I am pretty certain we will use this "pattern" in my current project.
Edit:
My experience with ML in production is that the training and production pipelines are completely different, they only share some common values. I suspect others have different approaches. Our take is that the net is just another function in our domain, and the main concern is to convert data into a format that is useful for that function. I think this might look different when frameworks like Flink and Spark are involved.
/cc @AlexDBlack
@prange so the idea with datavec is you have 1 dsl with several "backends" that basically solves the "training and production are different pipelines" - that comes back to it being persistent. So basiccally what happens now is you have a production pipeline you "load" a Transform process. You save it during training, load it during production and run it on an "executor" which is basically your execution backend.
The "theory" there is you have your single box model training, you can save the output of that and just "load"' it or slightly modify it post load for production.
Aha!
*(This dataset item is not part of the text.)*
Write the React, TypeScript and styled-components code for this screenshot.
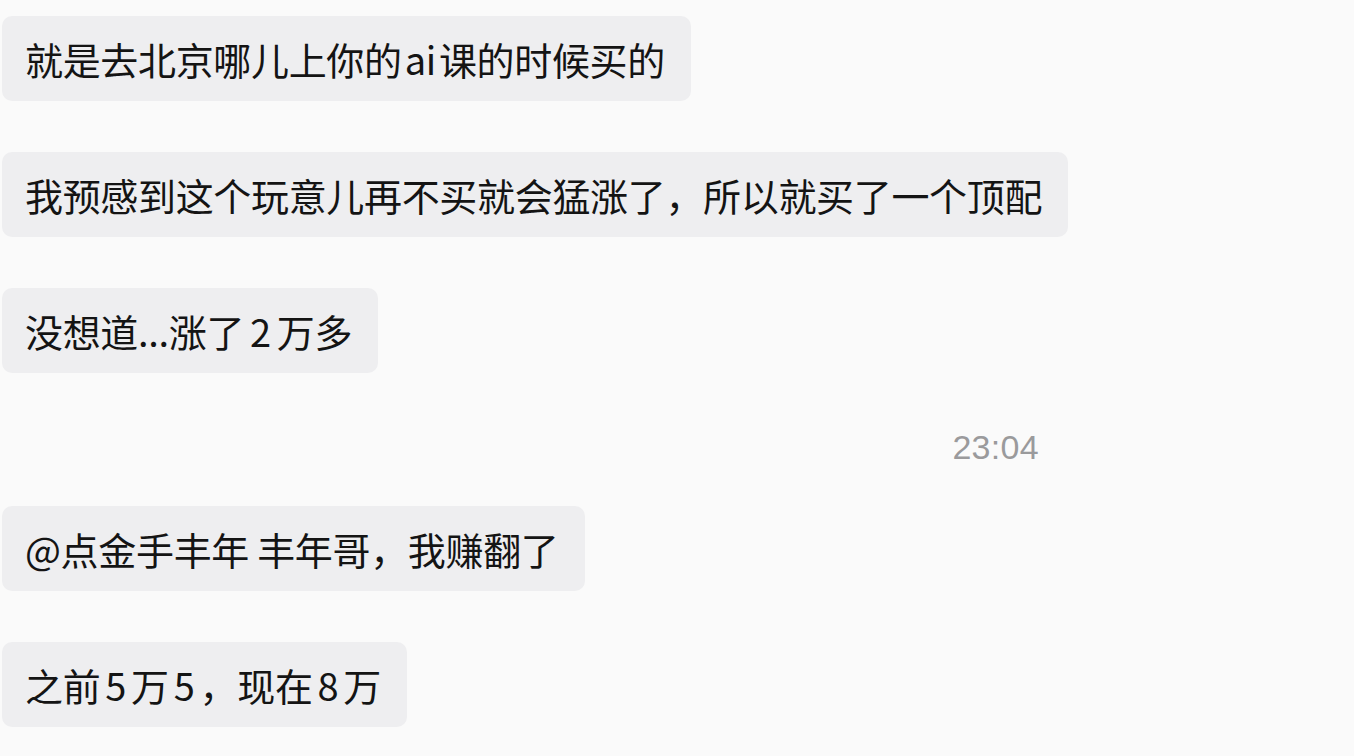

Now in understand better the intent of DataVec. I guess my target audience is more towards users in environments where spark (et.al) is not needed/wanted. (Although to me the approaches look very similar ) For example, in the case above we read training data from disk, but in production the model is used by a plain webserver (with great success btw), we do not need spark in our environment. Without the confinements of a streaming platform the datavec API feels limiting and cumbersome in a vanilla java runtime.
I see that the DataVec API has a lot of convenience for transforming data, and i would guess that most of it can be represented as simple functions that would be reusable in any environment.
(Btw, i am not trying to be rude here, my english is insufficient to express humbleness while trying to provide feedback, i really want to contribute)
Next steps:
I am probably going to use the approach i outline above in my current ongoing project, and also in the future to test and build DL4J nets.
I could create a github project separately and maintain and document it there. If it gets noticed or even popular you can consider it again in the future...
Its currently out of scope for me to go deeper into integrations with backends, although i might in the near future (Flink project coming up...)
However, i am not a very big fan of building around frameworks, partly because one has to keep track with updates and versions, partly because a lot of functionality eventually will be overlapping, and partly because of the loss of flexibility. But as you have said, that a tradeoff you cannot make at this moment.